GIVEN TASK = Your task is to copy every line of the entries that contains "page".
Begin RECORDS PROVIDED
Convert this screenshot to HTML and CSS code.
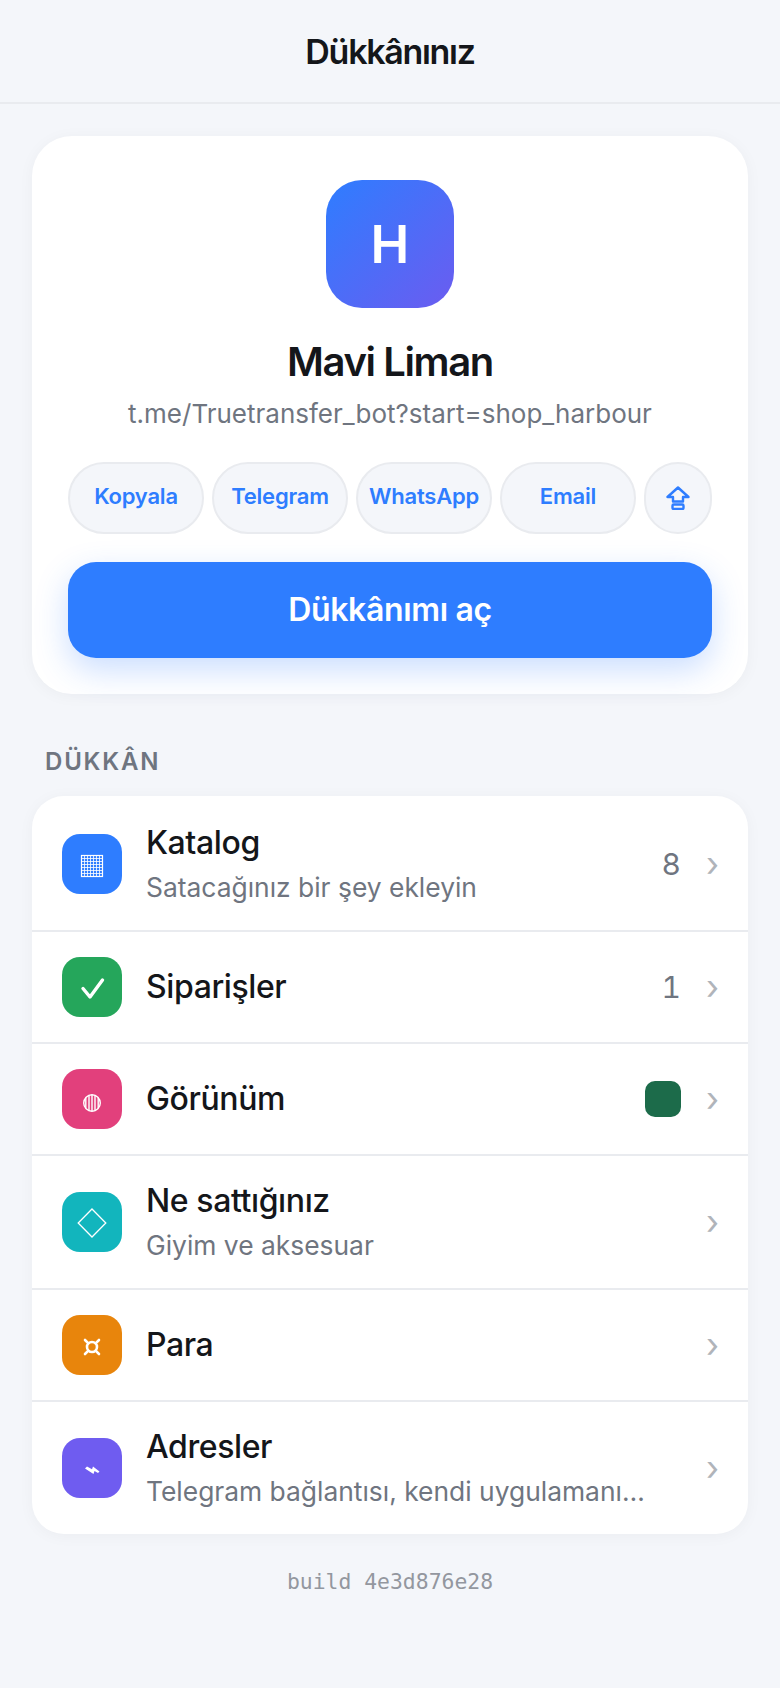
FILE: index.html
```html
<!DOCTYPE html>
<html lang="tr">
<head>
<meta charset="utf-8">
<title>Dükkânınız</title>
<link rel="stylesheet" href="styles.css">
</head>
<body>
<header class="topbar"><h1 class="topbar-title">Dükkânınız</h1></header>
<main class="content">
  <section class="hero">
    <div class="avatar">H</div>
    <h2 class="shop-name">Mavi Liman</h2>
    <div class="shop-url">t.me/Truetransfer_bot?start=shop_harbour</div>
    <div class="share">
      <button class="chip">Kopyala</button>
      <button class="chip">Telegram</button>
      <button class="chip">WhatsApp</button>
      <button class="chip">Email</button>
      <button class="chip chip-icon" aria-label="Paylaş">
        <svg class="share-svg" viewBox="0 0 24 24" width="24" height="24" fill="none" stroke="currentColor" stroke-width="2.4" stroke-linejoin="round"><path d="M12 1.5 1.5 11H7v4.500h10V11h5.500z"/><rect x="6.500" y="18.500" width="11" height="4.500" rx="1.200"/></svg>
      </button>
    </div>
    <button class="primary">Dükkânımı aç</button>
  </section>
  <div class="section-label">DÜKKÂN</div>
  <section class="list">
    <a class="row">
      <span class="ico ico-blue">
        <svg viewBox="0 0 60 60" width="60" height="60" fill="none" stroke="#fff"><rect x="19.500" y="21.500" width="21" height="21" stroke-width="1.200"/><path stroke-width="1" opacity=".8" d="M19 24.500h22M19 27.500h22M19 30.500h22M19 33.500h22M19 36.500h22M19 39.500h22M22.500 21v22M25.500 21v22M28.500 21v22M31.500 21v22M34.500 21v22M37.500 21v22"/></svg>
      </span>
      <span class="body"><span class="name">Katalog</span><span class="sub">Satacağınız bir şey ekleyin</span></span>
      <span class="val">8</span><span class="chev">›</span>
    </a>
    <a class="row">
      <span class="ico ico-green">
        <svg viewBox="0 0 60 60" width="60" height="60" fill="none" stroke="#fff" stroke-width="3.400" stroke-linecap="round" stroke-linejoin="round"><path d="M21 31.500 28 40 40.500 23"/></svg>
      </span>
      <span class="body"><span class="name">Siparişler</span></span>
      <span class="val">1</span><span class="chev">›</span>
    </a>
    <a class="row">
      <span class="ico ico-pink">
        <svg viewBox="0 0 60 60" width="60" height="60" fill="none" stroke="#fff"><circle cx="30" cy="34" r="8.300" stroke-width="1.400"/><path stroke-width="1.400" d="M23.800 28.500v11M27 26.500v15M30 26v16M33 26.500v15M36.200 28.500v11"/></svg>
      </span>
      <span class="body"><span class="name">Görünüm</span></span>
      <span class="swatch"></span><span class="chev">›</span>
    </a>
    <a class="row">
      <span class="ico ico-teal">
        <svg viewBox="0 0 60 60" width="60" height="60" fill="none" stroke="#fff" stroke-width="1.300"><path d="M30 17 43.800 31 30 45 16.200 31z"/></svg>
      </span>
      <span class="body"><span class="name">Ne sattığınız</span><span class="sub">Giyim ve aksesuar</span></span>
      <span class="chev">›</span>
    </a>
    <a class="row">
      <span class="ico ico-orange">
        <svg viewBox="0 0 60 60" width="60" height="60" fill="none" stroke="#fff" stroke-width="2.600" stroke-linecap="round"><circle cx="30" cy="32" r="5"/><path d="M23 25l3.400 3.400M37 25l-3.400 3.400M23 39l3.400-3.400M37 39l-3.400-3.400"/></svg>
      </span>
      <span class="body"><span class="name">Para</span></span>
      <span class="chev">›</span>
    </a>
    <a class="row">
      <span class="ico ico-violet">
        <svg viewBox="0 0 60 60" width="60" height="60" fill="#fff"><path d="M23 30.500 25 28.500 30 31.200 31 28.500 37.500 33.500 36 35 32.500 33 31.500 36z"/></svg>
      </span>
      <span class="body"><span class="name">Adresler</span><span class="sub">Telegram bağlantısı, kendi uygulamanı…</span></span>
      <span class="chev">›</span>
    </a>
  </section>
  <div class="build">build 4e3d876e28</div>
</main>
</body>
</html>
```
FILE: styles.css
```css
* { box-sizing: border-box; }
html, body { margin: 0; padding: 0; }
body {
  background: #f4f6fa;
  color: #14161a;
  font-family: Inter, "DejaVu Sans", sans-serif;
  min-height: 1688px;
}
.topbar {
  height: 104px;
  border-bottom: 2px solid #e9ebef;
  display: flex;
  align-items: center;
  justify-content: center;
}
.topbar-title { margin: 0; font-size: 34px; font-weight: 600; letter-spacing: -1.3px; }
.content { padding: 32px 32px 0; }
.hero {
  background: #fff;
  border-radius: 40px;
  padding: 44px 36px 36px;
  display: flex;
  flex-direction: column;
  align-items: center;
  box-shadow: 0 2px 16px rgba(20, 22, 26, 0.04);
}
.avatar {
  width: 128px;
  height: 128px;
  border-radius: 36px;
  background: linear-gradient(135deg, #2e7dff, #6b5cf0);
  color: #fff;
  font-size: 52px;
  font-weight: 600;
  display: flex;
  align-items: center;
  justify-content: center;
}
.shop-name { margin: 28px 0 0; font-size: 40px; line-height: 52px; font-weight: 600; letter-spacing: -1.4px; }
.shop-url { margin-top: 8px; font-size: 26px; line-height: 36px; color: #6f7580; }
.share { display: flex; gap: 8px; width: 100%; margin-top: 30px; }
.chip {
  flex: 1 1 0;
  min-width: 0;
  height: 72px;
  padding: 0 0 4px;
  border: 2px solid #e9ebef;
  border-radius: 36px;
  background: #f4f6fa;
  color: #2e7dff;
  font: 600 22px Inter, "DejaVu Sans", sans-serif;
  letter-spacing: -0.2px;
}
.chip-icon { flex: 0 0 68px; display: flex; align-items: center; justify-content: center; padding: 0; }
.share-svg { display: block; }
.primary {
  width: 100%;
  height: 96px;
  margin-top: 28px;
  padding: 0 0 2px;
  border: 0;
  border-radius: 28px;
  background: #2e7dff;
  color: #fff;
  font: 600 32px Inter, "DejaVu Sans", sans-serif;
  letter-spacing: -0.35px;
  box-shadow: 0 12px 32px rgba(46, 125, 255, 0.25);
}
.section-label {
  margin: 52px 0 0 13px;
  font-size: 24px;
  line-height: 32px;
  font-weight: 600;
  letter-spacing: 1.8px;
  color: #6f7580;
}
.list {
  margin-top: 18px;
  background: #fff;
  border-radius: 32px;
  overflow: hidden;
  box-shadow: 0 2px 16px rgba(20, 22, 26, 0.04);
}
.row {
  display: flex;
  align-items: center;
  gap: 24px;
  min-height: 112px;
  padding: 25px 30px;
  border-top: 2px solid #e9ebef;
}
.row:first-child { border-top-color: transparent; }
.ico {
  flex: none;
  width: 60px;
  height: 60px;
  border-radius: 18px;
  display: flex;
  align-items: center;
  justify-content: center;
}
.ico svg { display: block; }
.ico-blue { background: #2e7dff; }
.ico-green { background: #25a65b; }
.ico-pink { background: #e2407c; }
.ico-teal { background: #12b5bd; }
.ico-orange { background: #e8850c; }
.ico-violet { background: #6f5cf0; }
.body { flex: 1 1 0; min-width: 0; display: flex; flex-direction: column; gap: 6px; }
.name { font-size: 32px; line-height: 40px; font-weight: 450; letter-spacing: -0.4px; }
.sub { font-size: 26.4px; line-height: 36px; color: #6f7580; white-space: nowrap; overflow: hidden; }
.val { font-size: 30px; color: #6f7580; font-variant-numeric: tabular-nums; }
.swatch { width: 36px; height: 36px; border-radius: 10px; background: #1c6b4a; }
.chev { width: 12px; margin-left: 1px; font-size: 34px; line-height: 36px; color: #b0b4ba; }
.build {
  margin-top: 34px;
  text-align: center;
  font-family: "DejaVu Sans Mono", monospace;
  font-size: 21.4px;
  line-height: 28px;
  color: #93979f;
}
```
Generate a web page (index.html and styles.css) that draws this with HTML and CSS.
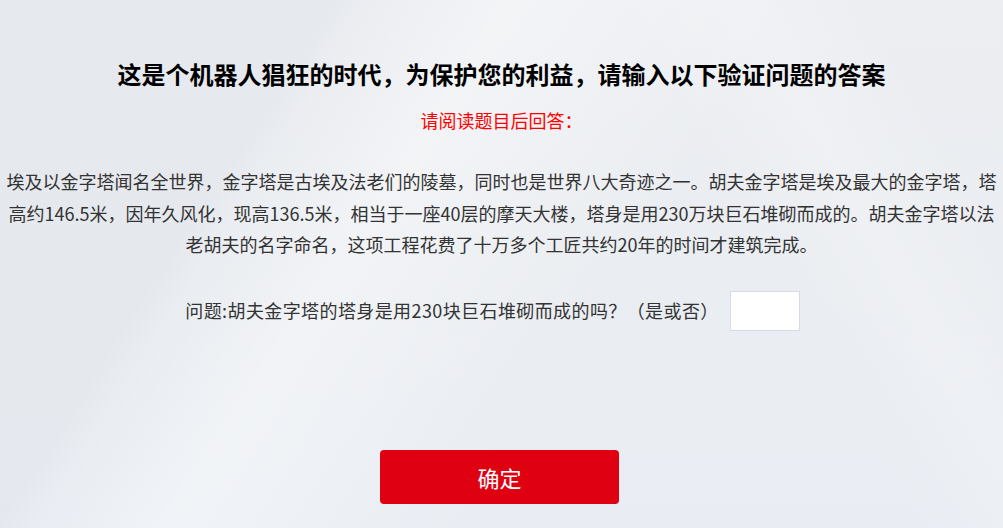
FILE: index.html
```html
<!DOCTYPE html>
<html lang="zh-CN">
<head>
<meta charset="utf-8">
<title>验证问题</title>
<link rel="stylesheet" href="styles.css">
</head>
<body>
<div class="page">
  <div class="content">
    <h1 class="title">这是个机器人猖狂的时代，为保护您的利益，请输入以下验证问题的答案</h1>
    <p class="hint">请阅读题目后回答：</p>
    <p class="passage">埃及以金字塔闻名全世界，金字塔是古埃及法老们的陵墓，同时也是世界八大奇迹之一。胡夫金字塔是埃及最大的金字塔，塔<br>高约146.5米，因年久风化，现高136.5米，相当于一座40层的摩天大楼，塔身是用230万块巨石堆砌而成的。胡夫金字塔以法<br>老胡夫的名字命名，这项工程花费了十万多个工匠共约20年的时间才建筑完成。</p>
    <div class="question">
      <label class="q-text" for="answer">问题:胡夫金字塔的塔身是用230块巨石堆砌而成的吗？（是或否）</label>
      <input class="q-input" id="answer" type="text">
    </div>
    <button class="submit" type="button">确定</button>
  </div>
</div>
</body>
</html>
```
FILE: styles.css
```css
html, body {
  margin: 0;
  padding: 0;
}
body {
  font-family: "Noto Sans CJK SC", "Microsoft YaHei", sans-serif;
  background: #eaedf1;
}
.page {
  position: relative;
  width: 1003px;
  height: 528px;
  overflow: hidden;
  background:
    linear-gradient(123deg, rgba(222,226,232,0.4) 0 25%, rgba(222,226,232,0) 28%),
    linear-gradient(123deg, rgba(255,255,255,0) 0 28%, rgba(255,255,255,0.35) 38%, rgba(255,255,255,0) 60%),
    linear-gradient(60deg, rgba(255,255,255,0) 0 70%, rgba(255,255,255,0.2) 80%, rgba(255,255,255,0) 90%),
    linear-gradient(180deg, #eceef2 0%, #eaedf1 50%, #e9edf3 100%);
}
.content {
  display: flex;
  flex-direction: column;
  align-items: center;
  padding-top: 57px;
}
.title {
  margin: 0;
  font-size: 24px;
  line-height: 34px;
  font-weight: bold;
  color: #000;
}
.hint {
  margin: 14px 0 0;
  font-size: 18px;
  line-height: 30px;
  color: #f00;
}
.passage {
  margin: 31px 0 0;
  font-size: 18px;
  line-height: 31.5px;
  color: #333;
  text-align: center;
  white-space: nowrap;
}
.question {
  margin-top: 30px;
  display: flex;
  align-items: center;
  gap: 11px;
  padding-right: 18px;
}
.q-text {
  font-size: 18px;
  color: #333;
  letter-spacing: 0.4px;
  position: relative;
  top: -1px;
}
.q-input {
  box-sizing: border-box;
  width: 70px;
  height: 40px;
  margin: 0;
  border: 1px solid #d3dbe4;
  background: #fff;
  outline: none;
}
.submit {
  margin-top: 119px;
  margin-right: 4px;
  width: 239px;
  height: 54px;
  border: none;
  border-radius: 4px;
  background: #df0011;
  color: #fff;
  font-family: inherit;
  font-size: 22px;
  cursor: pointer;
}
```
End RECORDS PROVIDED
THE SOLUTION =
Generate a web page (index.html and styles.css) that draws this with HTML and CSS.
<div class="page">
.page {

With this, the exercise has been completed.